Fur is big. (Witness the overflow session on Furgonomics: “Just what would a chair look like if you had a tail?”).

Costumes are good. Imperial storm troopers mingle with Star Fleet commanders, satyrs argue the finer points of nanotechnology with that science-fiction staple, babes in leather. Boundaries of discrete fictions are blurred, heightening the sense of the surreal--always a plus.

But in between ice cream socials and Jell-o parties (lime Margarita effortlessly defended itself against cherry Coca-Cola), there is also sincere discussion: about the sudden broadened popular appeal of the genre, about the generation gap dividing the world of sci-fi fandom, and about technology and its impact on the future.

This last is an especially pressing concern as the technological revolution accelerates and many of science fiction’s imaginings come true.

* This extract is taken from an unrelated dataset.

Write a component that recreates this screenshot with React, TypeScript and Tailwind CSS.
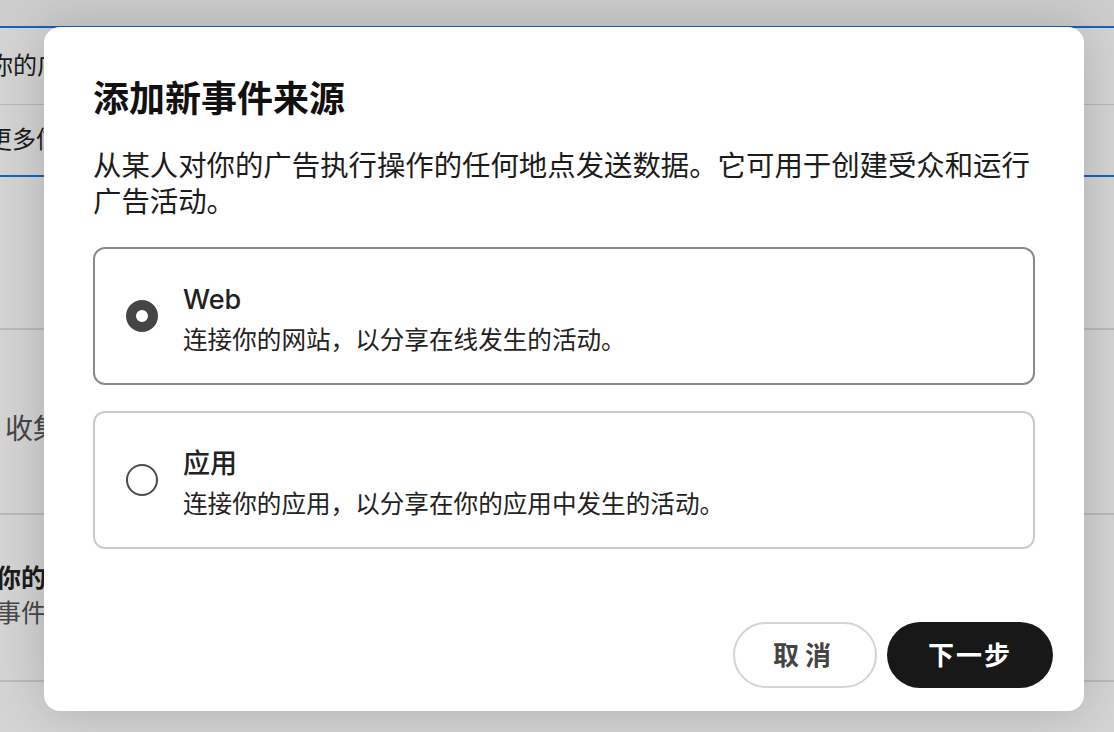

Although the genre is dismissed by much mainstream literary and film criticism as adolescent and cultish, much of science fiction takes quite seriously its role as a peephole into possible futures by way of today’s reality.

Sporting “your basic intergalactic trader outfit,” Susan Ferer, 36, who is employed at a Los Angeles-based satellite firm, says she comes here to find like-minded people with whom to share her concerns.

“The people I work with don’t see the broader implications of what we’re doing,” Ferer says. “Here people take it for granted that we should think about the effect technology is having on us and how we can prepare for it.”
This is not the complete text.